Хотелось бы напомнить читателю, что именно из этой песни мною взята строка ”А умный в одиночестве гуляет кругами”, ставшая заголовком этой статьи. ”Скоро их [умных] повыловят всех до одного”, - звучала весьма неутешительная мысль. Впрочем, неизбежные пессимистические соображения вновь сменялись надеждами, ”ожиданием краха”. Усталость, боль, негодование прорывались у поэта все чаще, но он всячески сдерживал эти чувства.
Подлинным сатирическим апофеозом, вызовом системе, почти открытым разоблачением ее сущности, которую власти лицемерно-стыдливо пытались прикрыть крохотным фиговым листочком, не скрывавшим, однако, все лохматые детали советской порнухи, являлась ”Римская империя” Окуджавы.
Римская империя времени упадка
Сохраняла видимость твердого порядка:
Цезарь был на месте, соратники рядом.
Жизнь была прекрасна, судя по докладам.
А критики скажут, что слово ”соратник” – не римская деталь,
Что эта ошибка всю песенку смысла лишает.
Может быть, может быть, может и не римская – не жаль,
Мне это совсем не мешает, а даже меня возвышает.
Вроде бы демонстрируемый в начале этой песни эзопов язык, правда, весьма легко расшифровываемый, почти сразу же отбрасывается в сторону. Поэт вызывает систему на открытую дуэль, и он горд этим.
Булат Шалвович Окуджава был единственным из великой троицы, дожившим до крушения коммунистического режима, до распада СССР и ставшим свидетелем бурных экономических, социальных, политических, идейных трансформаций, которые переживала его страна с конца 80-х годов.
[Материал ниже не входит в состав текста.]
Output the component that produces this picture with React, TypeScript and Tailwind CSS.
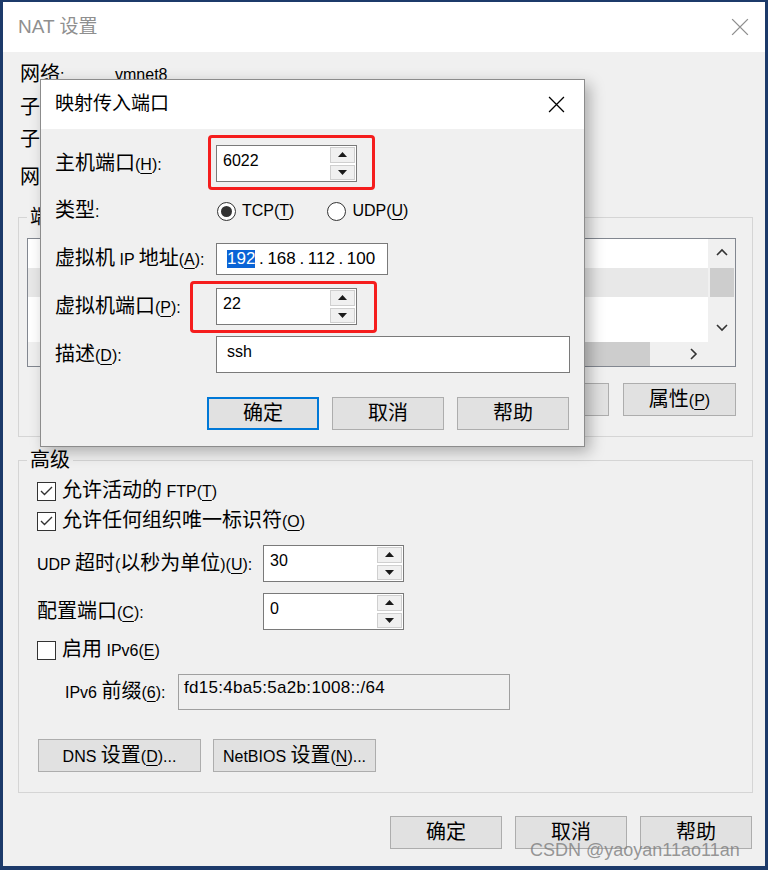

Настроения эйфории, характерные для первых лет этих потрясений, позже сменились более трезвыми поэтическими раздумьями и во многих отношениях разочарованиями.
Но анализ общественно-политической позиции Окуджавы в новой России – это вопрос совершенно самостоятельный, выходящий за рамки данного цикла. Автор надеется, что позже ему удастся возвратиться к обозначенной теме.
Великий художник скончался в Париже 12 июня 1997 г. Друг и ученик Булата А.Городницкий написал:
Под негромкие всхлипы и вздохи
Я стоял возле гроба эпохи
В середине российской земли.
Думается, что эти поэтические строки лучше всяких логических обоснований определяют место замечательного творца в истории культуры и в общественно-политической жизни.